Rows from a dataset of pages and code
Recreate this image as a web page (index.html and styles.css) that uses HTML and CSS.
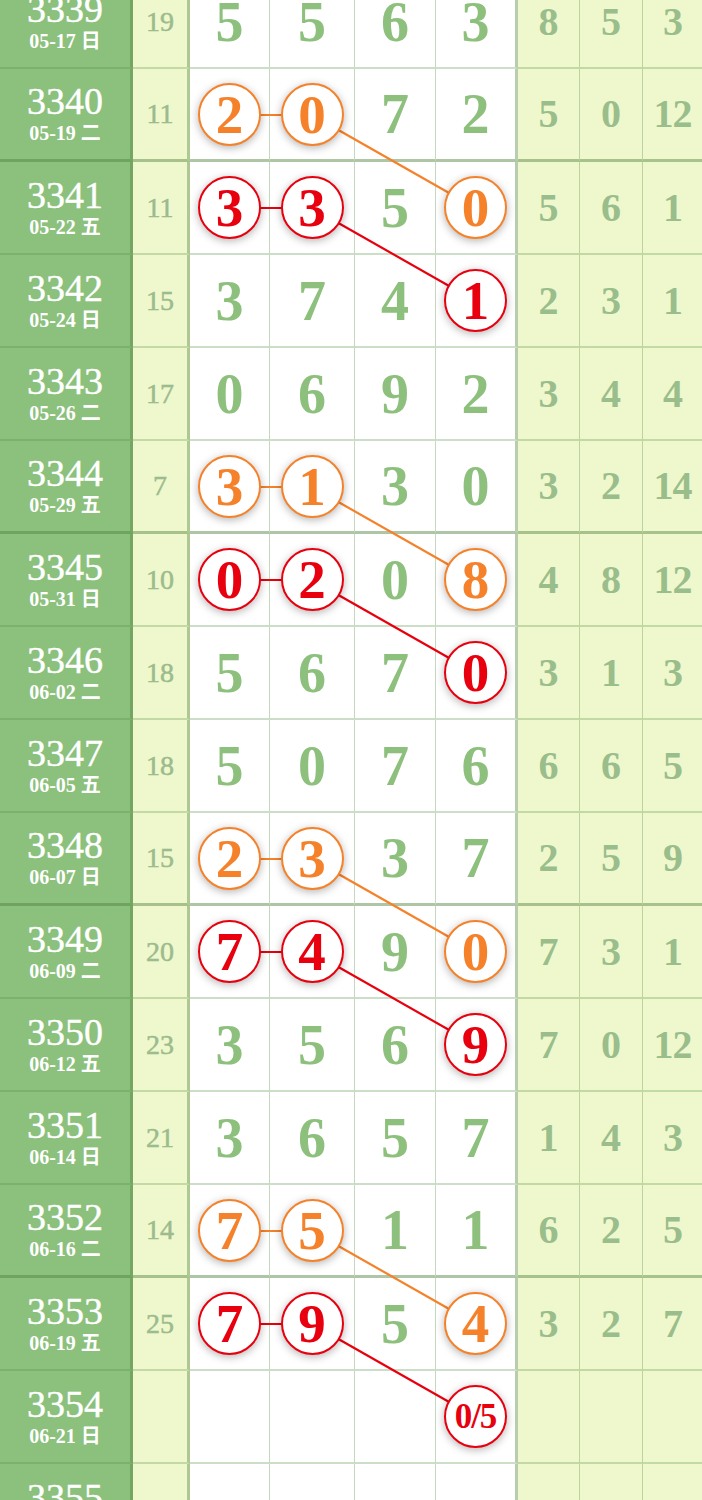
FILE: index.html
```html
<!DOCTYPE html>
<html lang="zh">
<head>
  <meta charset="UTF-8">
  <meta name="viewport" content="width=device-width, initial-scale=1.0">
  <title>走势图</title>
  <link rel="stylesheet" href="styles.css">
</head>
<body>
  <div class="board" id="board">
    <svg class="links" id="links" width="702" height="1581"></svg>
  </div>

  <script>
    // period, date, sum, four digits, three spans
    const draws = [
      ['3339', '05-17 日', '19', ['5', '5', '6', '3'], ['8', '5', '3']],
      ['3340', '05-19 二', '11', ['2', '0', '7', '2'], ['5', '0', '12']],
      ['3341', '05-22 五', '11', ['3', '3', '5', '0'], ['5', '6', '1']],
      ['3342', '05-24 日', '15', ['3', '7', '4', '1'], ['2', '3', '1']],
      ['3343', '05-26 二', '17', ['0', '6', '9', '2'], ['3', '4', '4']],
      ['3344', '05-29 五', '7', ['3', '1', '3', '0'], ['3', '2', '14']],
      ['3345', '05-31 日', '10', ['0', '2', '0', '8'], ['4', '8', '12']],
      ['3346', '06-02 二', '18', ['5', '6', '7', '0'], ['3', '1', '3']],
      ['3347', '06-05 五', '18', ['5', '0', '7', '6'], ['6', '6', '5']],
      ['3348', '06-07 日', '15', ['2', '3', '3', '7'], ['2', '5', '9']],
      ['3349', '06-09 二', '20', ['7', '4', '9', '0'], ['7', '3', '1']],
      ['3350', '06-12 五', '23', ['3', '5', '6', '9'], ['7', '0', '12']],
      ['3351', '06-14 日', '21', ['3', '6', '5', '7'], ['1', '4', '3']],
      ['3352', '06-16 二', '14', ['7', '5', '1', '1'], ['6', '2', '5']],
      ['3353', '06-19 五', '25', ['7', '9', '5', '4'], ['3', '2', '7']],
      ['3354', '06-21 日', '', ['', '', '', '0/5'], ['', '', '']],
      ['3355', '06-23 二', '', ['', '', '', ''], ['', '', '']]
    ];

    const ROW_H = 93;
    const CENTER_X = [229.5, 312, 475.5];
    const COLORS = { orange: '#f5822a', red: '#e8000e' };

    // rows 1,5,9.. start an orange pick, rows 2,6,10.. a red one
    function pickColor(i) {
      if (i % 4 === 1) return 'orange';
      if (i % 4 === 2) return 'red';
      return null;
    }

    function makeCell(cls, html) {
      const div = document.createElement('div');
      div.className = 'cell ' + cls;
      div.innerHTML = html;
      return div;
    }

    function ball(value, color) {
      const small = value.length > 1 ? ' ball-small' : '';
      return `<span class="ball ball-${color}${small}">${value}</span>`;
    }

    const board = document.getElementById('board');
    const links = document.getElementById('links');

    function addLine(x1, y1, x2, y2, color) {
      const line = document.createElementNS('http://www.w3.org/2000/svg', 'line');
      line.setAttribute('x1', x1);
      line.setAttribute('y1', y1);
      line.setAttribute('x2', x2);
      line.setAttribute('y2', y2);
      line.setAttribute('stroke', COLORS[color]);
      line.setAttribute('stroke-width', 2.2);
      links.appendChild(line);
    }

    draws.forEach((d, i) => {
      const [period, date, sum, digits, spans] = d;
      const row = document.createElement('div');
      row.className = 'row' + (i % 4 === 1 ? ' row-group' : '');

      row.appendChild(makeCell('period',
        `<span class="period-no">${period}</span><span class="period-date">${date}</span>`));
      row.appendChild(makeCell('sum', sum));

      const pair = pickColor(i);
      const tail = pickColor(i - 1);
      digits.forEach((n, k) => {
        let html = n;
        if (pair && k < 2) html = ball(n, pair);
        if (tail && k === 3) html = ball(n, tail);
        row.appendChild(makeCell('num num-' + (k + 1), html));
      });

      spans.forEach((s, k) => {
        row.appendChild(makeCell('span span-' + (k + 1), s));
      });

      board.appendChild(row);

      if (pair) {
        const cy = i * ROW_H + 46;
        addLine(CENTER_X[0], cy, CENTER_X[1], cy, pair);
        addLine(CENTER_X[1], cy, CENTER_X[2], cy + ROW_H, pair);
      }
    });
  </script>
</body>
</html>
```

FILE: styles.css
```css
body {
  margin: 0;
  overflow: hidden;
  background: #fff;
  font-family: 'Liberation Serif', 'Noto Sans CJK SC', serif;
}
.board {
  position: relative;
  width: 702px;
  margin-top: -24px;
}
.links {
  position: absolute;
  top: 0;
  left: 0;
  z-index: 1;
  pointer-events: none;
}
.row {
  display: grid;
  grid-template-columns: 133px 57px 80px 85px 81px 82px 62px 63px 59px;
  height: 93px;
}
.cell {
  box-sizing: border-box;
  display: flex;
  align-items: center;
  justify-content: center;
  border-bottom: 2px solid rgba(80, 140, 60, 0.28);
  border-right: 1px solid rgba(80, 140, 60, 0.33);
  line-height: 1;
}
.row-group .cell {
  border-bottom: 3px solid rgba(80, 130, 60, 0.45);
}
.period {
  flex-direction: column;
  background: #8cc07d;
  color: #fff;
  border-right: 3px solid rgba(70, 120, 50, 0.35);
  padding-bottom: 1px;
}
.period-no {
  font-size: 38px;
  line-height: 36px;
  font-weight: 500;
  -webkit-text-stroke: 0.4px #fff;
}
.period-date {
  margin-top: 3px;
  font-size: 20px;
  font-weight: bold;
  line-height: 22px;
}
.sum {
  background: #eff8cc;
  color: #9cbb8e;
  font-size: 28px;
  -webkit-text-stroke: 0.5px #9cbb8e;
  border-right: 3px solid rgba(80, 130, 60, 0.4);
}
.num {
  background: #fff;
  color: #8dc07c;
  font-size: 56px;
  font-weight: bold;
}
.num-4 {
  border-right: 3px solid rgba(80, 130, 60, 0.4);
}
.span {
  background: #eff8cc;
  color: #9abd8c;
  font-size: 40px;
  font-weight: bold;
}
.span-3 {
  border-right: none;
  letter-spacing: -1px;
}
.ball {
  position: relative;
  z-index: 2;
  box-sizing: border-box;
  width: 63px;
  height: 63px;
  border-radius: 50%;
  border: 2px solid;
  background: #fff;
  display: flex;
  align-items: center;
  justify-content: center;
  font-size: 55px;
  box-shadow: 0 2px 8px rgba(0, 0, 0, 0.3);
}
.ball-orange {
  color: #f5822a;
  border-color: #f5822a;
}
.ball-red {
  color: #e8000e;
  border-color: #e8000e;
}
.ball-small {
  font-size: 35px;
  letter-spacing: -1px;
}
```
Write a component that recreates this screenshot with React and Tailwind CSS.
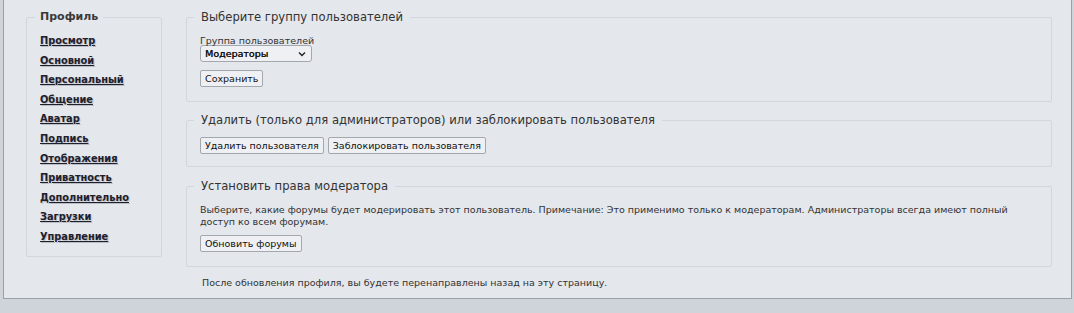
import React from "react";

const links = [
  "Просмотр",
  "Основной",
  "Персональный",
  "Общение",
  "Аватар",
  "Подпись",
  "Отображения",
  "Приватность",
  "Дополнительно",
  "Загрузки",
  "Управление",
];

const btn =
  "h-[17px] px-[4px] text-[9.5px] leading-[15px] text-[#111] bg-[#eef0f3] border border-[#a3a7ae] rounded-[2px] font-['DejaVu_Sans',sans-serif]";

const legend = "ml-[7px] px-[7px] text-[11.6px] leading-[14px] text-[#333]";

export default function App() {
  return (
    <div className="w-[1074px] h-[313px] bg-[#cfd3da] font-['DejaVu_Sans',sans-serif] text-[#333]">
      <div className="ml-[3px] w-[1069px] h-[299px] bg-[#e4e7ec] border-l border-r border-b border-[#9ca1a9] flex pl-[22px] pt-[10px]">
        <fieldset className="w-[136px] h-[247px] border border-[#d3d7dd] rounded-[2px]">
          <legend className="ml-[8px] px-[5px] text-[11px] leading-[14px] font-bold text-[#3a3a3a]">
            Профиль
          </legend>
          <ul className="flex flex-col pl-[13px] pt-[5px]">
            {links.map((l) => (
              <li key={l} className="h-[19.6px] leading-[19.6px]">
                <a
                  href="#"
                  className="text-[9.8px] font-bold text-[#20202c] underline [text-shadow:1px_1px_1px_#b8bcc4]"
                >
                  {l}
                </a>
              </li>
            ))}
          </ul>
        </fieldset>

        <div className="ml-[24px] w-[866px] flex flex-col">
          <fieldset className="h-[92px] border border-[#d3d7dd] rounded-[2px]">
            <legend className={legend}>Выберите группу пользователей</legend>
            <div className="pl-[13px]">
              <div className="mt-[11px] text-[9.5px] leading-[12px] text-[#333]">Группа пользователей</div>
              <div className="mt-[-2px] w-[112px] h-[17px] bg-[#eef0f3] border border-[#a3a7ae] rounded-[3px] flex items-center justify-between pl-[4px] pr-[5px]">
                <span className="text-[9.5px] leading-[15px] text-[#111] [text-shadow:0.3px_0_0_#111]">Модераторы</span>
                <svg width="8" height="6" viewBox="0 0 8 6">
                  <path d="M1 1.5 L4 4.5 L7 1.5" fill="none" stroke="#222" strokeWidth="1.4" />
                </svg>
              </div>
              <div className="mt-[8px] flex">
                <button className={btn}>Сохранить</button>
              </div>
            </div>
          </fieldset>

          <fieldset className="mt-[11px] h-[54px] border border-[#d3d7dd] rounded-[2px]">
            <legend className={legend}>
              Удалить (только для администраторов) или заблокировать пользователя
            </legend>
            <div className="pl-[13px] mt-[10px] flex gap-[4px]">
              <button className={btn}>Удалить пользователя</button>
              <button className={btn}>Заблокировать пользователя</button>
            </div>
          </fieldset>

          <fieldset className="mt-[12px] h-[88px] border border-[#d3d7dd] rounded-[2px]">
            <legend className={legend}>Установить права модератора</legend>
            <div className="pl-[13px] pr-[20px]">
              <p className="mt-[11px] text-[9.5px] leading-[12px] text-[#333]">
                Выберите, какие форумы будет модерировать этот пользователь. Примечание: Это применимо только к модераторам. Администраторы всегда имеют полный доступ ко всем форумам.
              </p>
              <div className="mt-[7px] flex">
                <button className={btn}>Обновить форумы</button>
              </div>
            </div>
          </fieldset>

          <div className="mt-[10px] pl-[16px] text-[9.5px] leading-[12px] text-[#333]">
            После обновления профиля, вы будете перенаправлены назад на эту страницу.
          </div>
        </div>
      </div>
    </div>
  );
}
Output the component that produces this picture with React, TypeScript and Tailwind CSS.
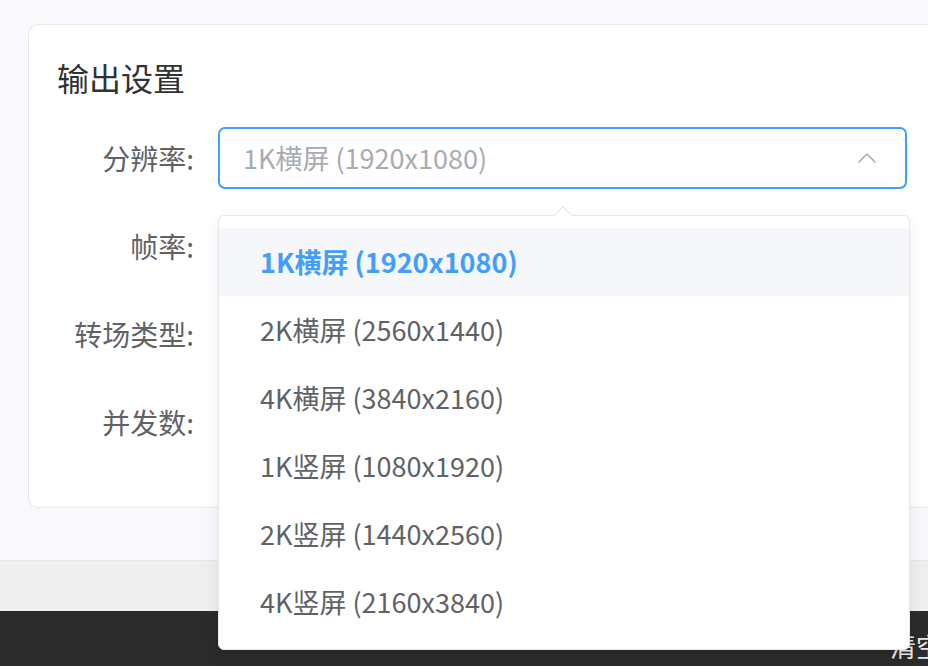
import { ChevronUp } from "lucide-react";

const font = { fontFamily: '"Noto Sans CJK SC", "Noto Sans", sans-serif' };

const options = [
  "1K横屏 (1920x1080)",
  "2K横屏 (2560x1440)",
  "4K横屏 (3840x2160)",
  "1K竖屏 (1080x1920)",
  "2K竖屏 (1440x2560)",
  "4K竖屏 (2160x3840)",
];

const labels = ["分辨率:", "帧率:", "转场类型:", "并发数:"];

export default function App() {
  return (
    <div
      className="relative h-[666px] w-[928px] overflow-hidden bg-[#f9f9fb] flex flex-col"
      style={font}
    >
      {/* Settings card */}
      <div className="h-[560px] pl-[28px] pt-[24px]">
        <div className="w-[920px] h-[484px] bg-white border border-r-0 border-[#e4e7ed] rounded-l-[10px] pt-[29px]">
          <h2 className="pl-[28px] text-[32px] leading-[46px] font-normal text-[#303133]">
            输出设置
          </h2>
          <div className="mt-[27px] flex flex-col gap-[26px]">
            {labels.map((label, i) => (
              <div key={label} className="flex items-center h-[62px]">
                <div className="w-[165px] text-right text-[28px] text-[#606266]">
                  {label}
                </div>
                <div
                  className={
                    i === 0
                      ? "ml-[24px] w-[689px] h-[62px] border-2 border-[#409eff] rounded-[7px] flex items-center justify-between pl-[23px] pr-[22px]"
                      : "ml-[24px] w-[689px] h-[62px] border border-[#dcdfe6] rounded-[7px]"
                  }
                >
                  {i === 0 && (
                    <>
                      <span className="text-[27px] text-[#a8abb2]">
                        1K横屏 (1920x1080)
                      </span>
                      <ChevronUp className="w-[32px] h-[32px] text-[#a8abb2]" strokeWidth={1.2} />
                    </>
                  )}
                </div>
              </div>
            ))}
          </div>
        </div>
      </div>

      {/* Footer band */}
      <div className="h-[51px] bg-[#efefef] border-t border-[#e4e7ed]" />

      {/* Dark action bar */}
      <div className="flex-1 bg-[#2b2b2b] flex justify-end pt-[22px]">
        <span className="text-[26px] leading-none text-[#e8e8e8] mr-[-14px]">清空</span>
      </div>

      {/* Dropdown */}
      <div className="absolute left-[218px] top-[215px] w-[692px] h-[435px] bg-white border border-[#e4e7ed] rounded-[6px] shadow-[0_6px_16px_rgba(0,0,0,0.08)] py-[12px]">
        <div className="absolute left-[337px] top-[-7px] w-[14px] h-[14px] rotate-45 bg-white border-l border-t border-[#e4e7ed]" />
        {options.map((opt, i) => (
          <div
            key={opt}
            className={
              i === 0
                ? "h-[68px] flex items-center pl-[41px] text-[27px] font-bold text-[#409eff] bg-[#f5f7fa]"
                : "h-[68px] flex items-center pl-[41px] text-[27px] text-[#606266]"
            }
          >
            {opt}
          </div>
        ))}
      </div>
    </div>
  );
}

- The exercise -
Exclude any pictures, and restate word for word the lines from the one containing "Write a component" through the one containing "import React from", both included.

- Solution -
Write a component that recreates this screenshot with React and Tailwind CSS.
import React from "react";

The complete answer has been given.